Copy out the data exactly, leaving the pictures behind.

**Data provided:**
# # #

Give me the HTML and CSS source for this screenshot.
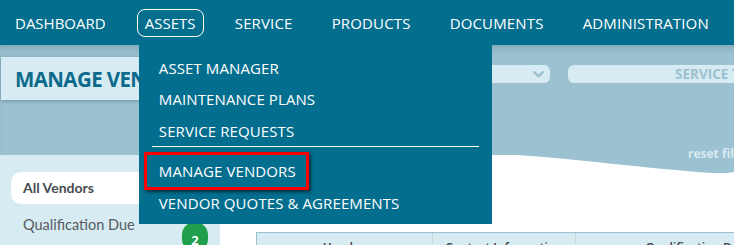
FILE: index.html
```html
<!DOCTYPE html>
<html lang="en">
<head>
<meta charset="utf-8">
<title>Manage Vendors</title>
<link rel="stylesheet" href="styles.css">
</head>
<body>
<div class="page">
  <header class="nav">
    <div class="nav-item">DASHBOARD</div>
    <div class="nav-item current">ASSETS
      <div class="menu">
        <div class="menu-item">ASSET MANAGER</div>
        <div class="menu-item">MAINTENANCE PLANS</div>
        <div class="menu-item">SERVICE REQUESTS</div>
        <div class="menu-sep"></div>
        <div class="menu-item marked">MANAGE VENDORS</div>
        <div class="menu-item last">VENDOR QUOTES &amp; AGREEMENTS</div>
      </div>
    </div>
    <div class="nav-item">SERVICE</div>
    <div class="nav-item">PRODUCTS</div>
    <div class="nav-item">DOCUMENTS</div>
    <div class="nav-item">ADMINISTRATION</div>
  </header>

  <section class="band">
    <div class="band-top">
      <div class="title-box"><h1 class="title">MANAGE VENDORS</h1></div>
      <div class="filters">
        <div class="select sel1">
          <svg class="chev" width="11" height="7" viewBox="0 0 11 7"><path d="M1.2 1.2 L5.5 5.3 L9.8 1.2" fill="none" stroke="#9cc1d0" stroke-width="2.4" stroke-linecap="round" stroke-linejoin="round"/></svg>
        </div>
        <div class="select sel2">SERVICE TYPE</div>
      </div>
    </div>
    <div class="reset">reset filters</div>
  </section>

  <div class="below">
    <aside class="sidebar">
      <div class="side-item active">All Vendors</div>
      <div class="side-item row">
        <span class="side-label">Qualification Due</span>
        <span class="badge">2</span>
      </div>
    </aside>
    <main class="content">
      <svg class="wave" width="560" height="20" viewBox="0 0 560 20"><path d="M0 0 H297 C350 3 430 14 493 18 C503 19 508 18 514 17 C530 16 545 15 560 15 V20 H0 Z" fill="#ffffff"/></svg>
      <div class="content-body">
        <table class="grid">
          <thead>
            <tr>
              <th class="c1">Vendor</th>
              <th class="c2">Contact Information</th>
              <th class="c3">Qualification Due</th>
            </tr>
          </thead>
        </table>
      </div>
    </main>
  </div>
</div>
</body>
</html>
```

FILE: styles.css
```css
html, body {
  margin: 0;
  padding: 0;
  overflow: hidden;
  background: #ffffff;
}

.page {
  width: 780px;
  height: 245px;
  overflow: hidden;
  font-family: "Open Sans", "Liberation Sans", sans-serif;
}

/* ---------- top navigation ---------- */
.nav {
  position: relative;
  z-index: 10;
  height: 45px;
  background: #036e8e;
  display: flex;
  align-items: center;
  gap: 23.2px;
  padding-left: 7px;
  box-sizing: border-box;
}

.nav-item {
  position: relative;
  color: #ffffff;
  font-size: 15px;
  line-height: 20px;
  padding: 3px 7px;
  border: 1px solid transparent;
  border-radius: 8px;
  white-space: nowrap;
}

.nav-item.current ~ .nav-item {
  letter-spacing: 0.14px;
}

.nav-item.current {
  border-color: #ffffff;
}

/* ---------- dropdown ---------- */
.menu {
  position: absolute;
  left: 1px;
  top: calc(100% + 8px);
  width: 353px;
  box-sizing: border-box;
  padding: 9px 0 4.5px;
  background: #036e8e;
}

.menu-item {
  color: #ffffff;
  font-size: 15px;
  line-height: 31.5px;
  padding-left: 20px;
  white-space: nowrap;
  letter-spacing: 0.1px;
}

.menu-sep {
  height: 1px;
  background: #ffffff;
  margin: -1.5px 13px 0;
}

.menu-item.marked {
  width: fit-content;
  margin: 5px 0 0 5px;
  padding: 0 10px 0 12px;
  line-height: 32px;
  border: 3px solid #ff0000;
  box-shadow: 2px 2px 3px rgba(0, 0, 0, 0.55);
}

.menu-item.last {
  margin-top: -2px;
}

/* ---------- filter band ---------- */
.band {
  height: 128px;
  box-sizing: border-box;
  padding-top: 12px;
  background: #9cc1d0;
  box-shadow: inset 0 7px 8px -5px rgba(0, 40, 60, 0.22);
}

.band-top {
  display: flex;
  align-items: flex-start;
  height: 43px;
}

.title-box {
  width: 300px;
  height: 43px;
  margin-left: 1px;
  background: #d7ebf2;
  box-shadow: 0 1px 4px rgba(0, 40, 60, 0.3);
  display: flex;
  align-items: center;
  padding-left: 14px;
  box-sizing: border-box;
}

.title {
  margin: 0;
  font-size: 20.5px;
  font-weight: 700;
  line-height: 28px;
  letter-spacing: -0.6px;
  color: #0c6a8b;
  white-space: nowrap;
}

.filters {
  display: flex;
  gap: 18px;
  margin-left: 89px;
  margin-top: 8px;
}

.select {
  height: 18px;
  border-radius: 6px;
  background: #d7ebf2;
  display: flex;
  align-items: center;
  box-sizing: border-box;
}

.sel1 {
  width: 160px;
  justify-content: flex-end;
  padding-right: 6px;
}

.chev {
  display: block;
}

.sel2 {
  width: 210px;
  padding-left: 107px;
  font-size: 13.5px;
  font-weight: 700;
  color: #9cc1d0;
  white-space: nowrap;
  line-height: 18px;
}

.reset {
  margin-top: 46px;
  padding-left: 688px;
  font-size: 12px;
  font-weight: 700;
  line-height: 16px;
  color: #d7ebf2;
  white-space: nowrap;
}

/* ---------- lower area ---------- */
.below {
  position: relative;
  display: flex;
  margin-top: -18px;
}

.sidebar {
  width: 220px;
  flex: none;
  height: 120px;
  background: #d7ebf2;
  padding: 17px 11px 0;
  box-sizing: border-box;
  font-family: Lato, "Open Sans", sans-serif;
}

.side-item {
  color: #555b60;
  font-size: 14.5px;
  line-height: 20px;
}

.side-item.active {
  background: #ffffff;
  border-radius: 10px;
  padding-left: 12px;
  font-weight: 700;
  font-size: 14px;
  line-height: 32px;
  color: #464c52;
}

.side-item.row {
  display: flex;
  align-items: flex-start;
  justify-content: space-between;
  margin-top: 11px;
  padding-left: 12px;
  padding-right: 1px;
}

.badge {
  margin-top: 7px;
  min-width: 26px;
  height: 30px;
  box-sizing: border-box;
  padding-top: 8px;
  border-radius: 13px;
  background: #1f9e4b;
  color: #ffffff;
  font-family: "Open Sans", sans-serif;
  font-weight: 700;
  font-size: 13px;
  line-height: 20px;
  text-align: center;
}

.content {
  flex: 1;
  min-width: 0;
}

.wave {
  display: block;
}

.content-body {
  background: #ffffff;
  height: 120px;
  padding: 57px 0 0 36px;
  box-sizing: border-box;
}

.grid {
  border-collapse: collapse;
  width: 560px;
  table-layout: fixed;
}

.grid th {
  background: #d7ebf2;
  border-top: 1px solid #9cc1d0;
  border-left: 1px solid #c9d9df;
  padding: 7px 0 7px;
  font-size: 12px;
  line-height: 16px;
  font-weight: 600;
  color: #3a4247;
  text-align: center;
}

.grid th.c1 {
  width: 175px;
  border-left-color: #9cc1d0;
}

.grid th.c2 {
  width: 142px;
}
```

# # #

**Task output:**
Give me the HTML and CSS source for this screenshot.
FILE: index.html
```html
<!DOCTYPE html>
<html lang="en">
<head>
<meta charset="utf-8">
<title>Manage Vendors</title>
<link rel="stylesheet" href="styles.css">
</head>
<body>
<div class="page">
  <header class="nav">
    <div class="nav-item">DASHBOARD</div>
    <div class="nav-item current">ASSETS
      <div class="menu">
        <div class="menu-item">ASSET MANAGER</div>
        <div class="menu-item">MAINTENANCE PLANS</div>
        <div class="menu-item">SERVICE REQUESTS</div>
        <div class="menu-sep"></div>
        <div class="menu-item marked">MANAGE VENDORS</div>
        <div class="menu-item last">VENDOR QUOTES &amp; AGREEMENTS</div>
      </div>
    </div>
    <div class="nav-item">SERVICE</div>
    <div class="nav-item">PRODUCTS</div>
    <div class="nav-item">DOCUMENTS</div>
    <div class="nav-item">ADMINISTRATION</div>
  </header>

  <section class="band">
    <div class="band-top">
      <div class="title-box"><h1 class="title">MANAGE VENDORS</h1></div>
      <div class="filters">
        <div class="select sel1">
          <svg class="chev" width="11" height="7" viewBox="0 0 11 7"><path d="M1.2 1.2 L5.5 5.3 L9.8 1.2" fill="none" stroke="#9cc1d0" stroke-width="2.4" stroke-linecap="round" stroke-linejoin="round"/></svg>
        </div>
        <div class="select sel2">SERVICE TYPE</div>
      </div>
    </div>
    <div class="reset">reset filters</div>
  </section>

  <div class="below">
    <aside class="sidebar">
      <div class="side-item active">All Vendors</div>
      <div class="side-item row">
        <span class="side-label">Qualification Due</span>
        <span class="badge">2</span>
      </div>
    </aside>
    <main class="content">
      <svg class="wave" width="560" height="20" viewBox="0 0 560 20"><path d="M0 0 H297 C350 3 430 14 493 18 C503 19 508 18 514 17 C530 16 545 15 560 15 V20 H0 Z" fill="#ffffff"/></svg>
      <div class="content-body">
        <table class="grid">
          <thead>
            <tr>
              <th class="c1">Vendor</th>
              <th class="c2">Contact Information</th>
              <th class="c3">Qualification Due</th>
            </tr>
          </thead>
        </table>
      </div>
    </main>
  </div>
</div>
</body>
</html>
```

FILE: styles.css
```css
html, body {
  margin: 0;
  padding: 0;
  overflow: hidden;
  background: #ffffff;
}

.page {
  width: 780px;
  height: 245px;
  overflow: hidden;
  font-family: "Open Sans", "Liberation Sans", sans-serif;
}

/* ---------- top navigation ---------- */
.nav {
  position: relative;
  z-index: 10;
  height: 45px;
  background: #036e8e;
  display: flex;
  align-items: center;
  gap: 23.2px;
  padding-left: 7px;
  box-sizing: border-box;
}

.nav-item {
  position: relative;
  color: #ffffff;
  font-size: 15px;
  line-height: 20px;
  padding: 3px 7px;
  border: 1px solid transparent;
  border-radius: 8px;
  white-space: nowrap;
}

.nav-item.current ~ .nav-item {
  letter-spacing: 0.14px;
}

.nav-item.current {
  border-color: #ffffff;
}

/* ---------- dropdown ---------- */
.menu {
  position: absolute;
  left: 1px;
  top: calc(100% + 8px);
  width: 353px;
  box-sizing: border-box;
  padding: 9px 0 4.5px;
  background: #036e8e;
}

.menu-item {
  color: #ffffff;
  font-size: 15px;
  line-height: 31.5px;
  padding-left: 20px;
  white-space: nowrap;
  letter-spacing: 0.1px;
}

.menu-sep {
  height: 1px;
  background: #ffffff;
  margin: -1.5px 13px 0;
}

.menu-item.marked {
  width: fit-content;
  margin: 5px 0 0 5px;
  padding: 0 10px 0 12px;
  line-height: 32px;
  border: 3px solid #ff0000;
  box-shadow: 2px 2px 3px rgba(0, 0, 0, 0.55);
}

.menu-item.last {
  margin-top: -2px;
}

/* ---------- filter band ---------- */
.band {
  height: 128px;
  box-sizing: border-box;
  padding-top: 12px;
  background: #9cc1d0;
  box-shadow: inset 0 7px 8px -5px rgba(0, 40, 60, 0.22);
}

.band-top {
  display: flex;
  align-items: flex-start;
  height: 43px;
}

.title-box {
  width: 300px;
  height: 43px;
  margin-left: 1px;
  background: #d7ebf2;
  box-shadow: 0 1px 4px rgba(0, 40, 60, 0.3);
  display: flex;
  align-items: center;
  padding-left: 14px;
  box-sizing: border-box;
}

.title {
  margin: 0;
  font-size: 20.5px;
  font-weight: 700;
  line-height: 28px;
  letter-spacing: -0.6px;
  color: #0c6a8b;
  white-space: nowrap;
}

.filters {
  display: flex;
  gap: 18px;
  margin-left: 89px;
  margin-top: 8px;
}

.select {
  height: 18px;
  border-radius: 6px;
  background: #d7ebf2;
  display: flex;
  align-items: center;
  box-sizing: border-box;
}

.sel1 {
  width: 160px;
  justify-content: flex-end;
  padding-right: 6px;
}

.chev {
  display: block;
}

.sel2 {
  width: 210px;
  padding-left: 107px;
  font-size: 13.5px;
  font-weight: 700;
  color: #9cc1d0;
  white-space: nowrap;
  line-height: 18px;
}

.reset {
  margin-top: 46px;
  padding-left: 688px;
  font-size: 12px;
  font-weight: 700;
  line-height: 16px;
  color: #d7ebf2;
  white-space: nowrap;
}

/* ---------- lower area ---------- */
.below {
  position: relative;
  display: flex;
  margin-top: -18px;
}

.sidebar {
  width: 220px;
  flex: none;
  height: 120px;
  background: #d7ebf2;
  padding: 17px 11px 0;
  box-sizing: border-box;
  font-family: Lato, "Open Sans", sans-serif;
}

.side-item {
  color: #555b60;
  font-size: 14.5px;
  line-height: 20px;
}

.side-item.active {
  background: #ffffff;
  border-radius: 10px;
  padding-left: 12px;
  font-weight: 700;
  font-size: 14px;
  line-height: 32px;
  color: #464c52;
}

.side-item.row {
  display: flex;
  align-items: flex-start;
  justify-content: space-between;
  margin-top: 11px;
  padding-left: 12px;
  padding-right: 1px;
}

.badge {
  margin-top: 7px;
  min-width: 26px;
  height: 30px;
  box-sizing: border-box;
  padding-top: 8px;
  border-radius: 13px;
  background: #1f9e4b;
  color: #ffffff;
  font-family: "Open Sans", sans-serif;
  font-weight: 700;
  font-size: 13px;
  line-height: 20px;
  text-align: center;
}

.content {
  flex: 1;
  min-width: 0;
}

.wave {
  display: block;
}

.content-body {
  background: #ffffff;
  height: 120px;
  padding: 57px 0 0 36px;
  box-sizing: border-box;
}

.grid {
  border-collapse: collapse;
  width: 560px;
  table-layout: fixed;
}

.grid th {
  background: #d7ebf2;
  border-top: 1px solid #9cc1d0;
  border-left: 1px solid #c9d9df;
  padding: 7px 0 7px;
  font-size: 12px;
  line-height: 16px;
  font-weight: 600;
  color: #3a4247;
  text-align: center;
}

.grid th.c1 {
  width: 175px;
  border-left-color: #9cc1d0;
}

.grid th.c2 {
  width: 142px;
}
```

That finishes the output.